Al hilo del
cometario rilkeano del otro día, ahí va una genial y, a la vez, tópica definición de este país:
España es brutal, anárquica, egocéntrica, cruel; España está dispuesta a ponerse la soga al cuello por disparates, es caótica, sueña, es irracional. Conquistó el mundo y no supo qué hacer con él, está enganchada a su pasado medieval, árabe, judío y cristiano, y está allí con sus caprichosas ciudades acostadas en esos infinitos paisajes vacíos como un continente que está unido a Europa y no es Europa.

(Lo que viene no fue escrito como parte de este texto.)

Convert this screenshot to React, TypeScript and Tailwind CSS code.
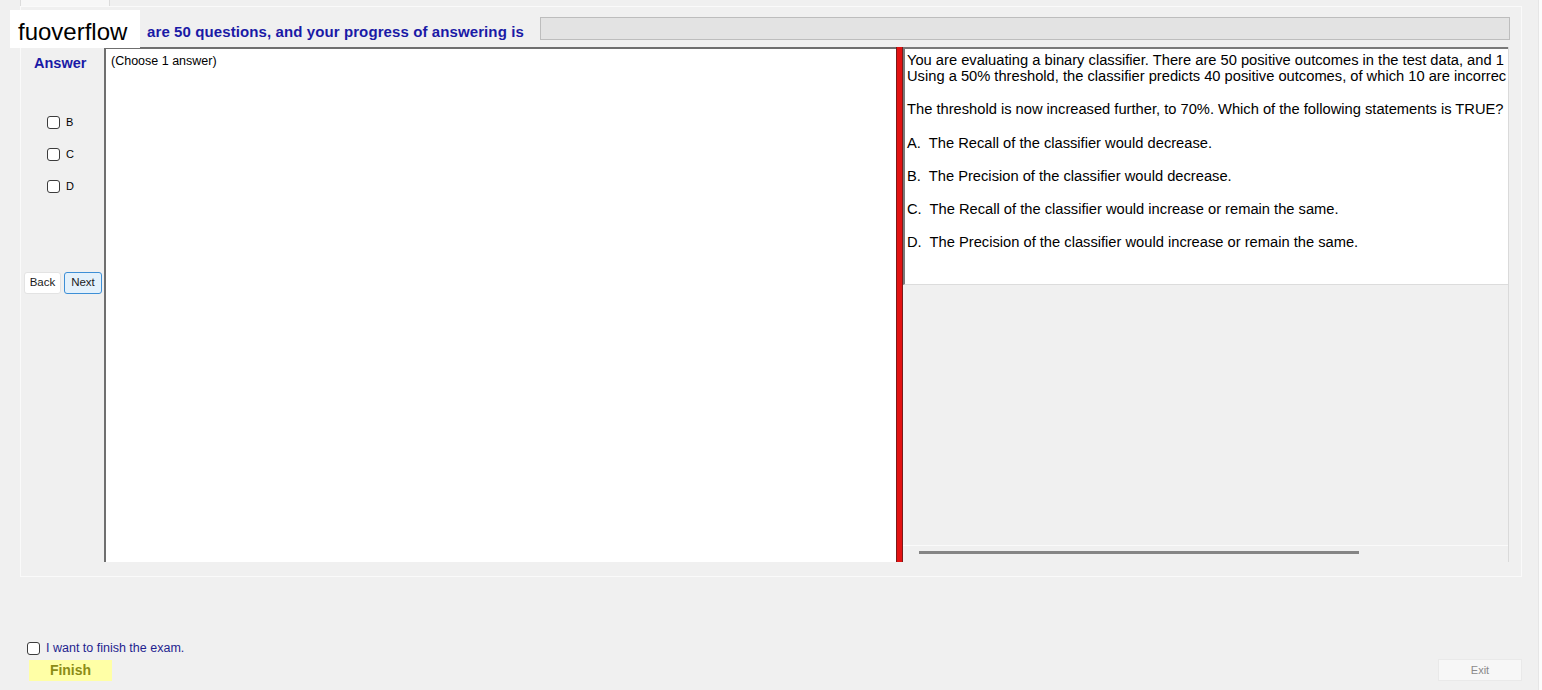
import React from "react";

const options = ["B", "C", "D"];

const statements = [
  "A.  The Recall of the classifier would decrease.",
  "B.  The Precision of the classifier would decrease.",
  "C.  The Recall of the classifier would increase or remain the same.",
  "D.  The Precision of the classifier would increase or remain the same.",
];

function Box() {
  return (
    <span className="inline-block w-[13px] h-[13px] rounded-[3px] border border-[#3c3c3c] bg-white shrink-0" />
  );
}

export default function App() {
  return (
    <div className="relative w-[1542px] h-[690px] bg-[#f0f0f0] flex overflow-hidden font-['Liberation_Sans',Arial,sans-serif] text-black">
      <div className="flex-1 flex flex-col">
        {/* tab stub */}
        <div className="h-[6px] pl-[20px] flex">
          <div className="w-[90px] h-full bg-[#f7f7f7] border-x border-[#dcdcdc]" />
        </div>

        {/* main panel */}
        <div className="ml-[20px] mr-[16px] h-[571px] border border-[#fafafa] flex flex-col">
          {/* header */}
          <div className="h-[40px] flex items-start">
            <div className="w-[126px] shrink-0" />
            <p className="mt-[16px] text-[15px] leading-[18px] font-bold text-[#1a1aa6] whitespace-nowrap tracking-[0.1px]">
              are 50 questions, and your progress of answering is
            </p>
            <div className="ml-[16px] mr-[11px] mt-[10px] flex-1 h-[23px] bg-[#e3e3e3] border border-[#bdbdbd]" />
          </div>

          {/* body */}
          <div className="h-[515px] flex">
            {/* answer column */}
            <div className="w-[83px] flex flex-col">
              <p className="mt-[8px] ml-[13px] text-[14.5px] leading-[16px] font-bold text-[#1a1aa6]">Answer</p>
              <div className="mt-[45px] ml-[26px] flex flex-col gap-[19px]">
                {options.map((o) => (
                  <div key={o} className="flex items-center gap-[6px] h-[13px]">
                    <Box />
                    <span className="text-[11px] leading-[13px]">{o}</span>
                  </div>
                ))}
              </div>
              <div className="mt-[79px] ml-[3px] flex gap-[3px]">
                <button className="w-[37px] h-[22px] bg-white border border-[#e3e3e3] rounded-[3px] text-[11.5px] text-[#1b1b1b]">
                  Back
                </button>
                <button className="w-[38px] h-[22px] bg-[#e4f1fb] border border-[#3d8fd6] rounded-[3px] text-[11.5px] text-[#1b1b1b]">
                  Next
                </button>
              </div>
            </div>

            {/* answer area */}
            <div className="w-[792px] bg-white border-t-2 border-l-2 border-[#6f6f6f] pl-[5px] pt-[5px]">
              <p className="text-[12.5px] leading-[14px]">(Choose 1 answer)</p>
            </div>

            {/* splitter */}
            <div className="w-[7px] bg-[#e31212] border-x border-[#7a1a1a]" />

            {/* question area */}
            <div className="w-[606px] flex flex-col border-r border-[#dadada]">
              <div className="h-[238px] bg-white border-t-2 border-l-2 border-[#7a7a7a] border-b border-b-[#dcdcdc] pl-[2px] pt-[3px] overflow-hidden whitespace-nowrap text-[14.7px] leading-[16px]">
                <p>You are evaluating a binary classifier. There are 50 positive outcomes in the test data, and 1</p>
                <p className="mb-[17px]">Using a 50% threshold, the classifier predicts 40 positive outcomes, of which 10 are incorrec</p>
                <p className="mb-[18px]">The threshold is now increased further, to 70%. Which of the following statements is TRUE?</p>
                {statements.map((s) => (
                  <p key={s} className="mb-[17px] whitespace-pre">{s}</p>
                ))}
              </div>
              <div className="flex-1" />
              <div className="h-[17px] border-t border-[#fafafa] pl-[16px] pt-[5px]">
                <div className="w-[440px] h-[3px] bg-[#858585]" />
              </div>
            </div>
          </div>
        </div>

        {/* footer */}
        <div className="flex-1 flex items-end justify-between pl-[27px] pr-[16px] pb-[9px]">
          <div className="flex flex-col">
            <label className="flex items-center gap-[6px]">
              <Box />
              <span className="text-[12.5px] leading-[16px] text-[#1f1f8f]">I want to finish the exam.</span>
            </label>
            <button className="mt-[4px] ml-[2px] w-[83px] h-[21px] bg-[#ffffa6] text-[14px] font-bold text-[#8c8c16]">
              Finish
            </button>
          </div>
          <button className="w-[84px] h-[22px] bg-[#f7f7f7] border border-[#e9e9e9] text-[11px] text-[#8a8a8a]">
            Exit
          </button>
        </div>
      </div>

      {/* right edge strip */}
      <div className="w-[4px] bg-[#fcfcfc] border-l border-[#e6e6e6]" />

      {/* watermark logo */}
      <div className="absolute left-[10px] top-[10px] w-[130px] h-[38px] bg-white flex items-start pt-[8px] pl-[8px]">
        <span className="text-[24px] leading-[28px] text-black">fuoverflow</span>
      </div>
    </div>
  );
}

Esto lo escribió con mucho cariño
Cees Noteboom en la introducción a
El desvío a Santiago (
De emweg naar Santiago) a principios de los ochenta. Yo no sé si después de la invasión de ladrillo y cemento armado de la última década podría el holandés encontrar “infinitos paisajes vacíos”, a no ser que mirara en el interior del cerebro de algunos personajes públicos criados en el suelo patrio.
Tengo que reconocer que me ha encantado la metáfora de las ciudades acostadas y me imagino que algo hay de eso cuando divisamos a lo lejos Toledo, Arcos de la Frontera, el Albaicín granadino, los pueblos ligeramente amodorrados de las Alpujarras.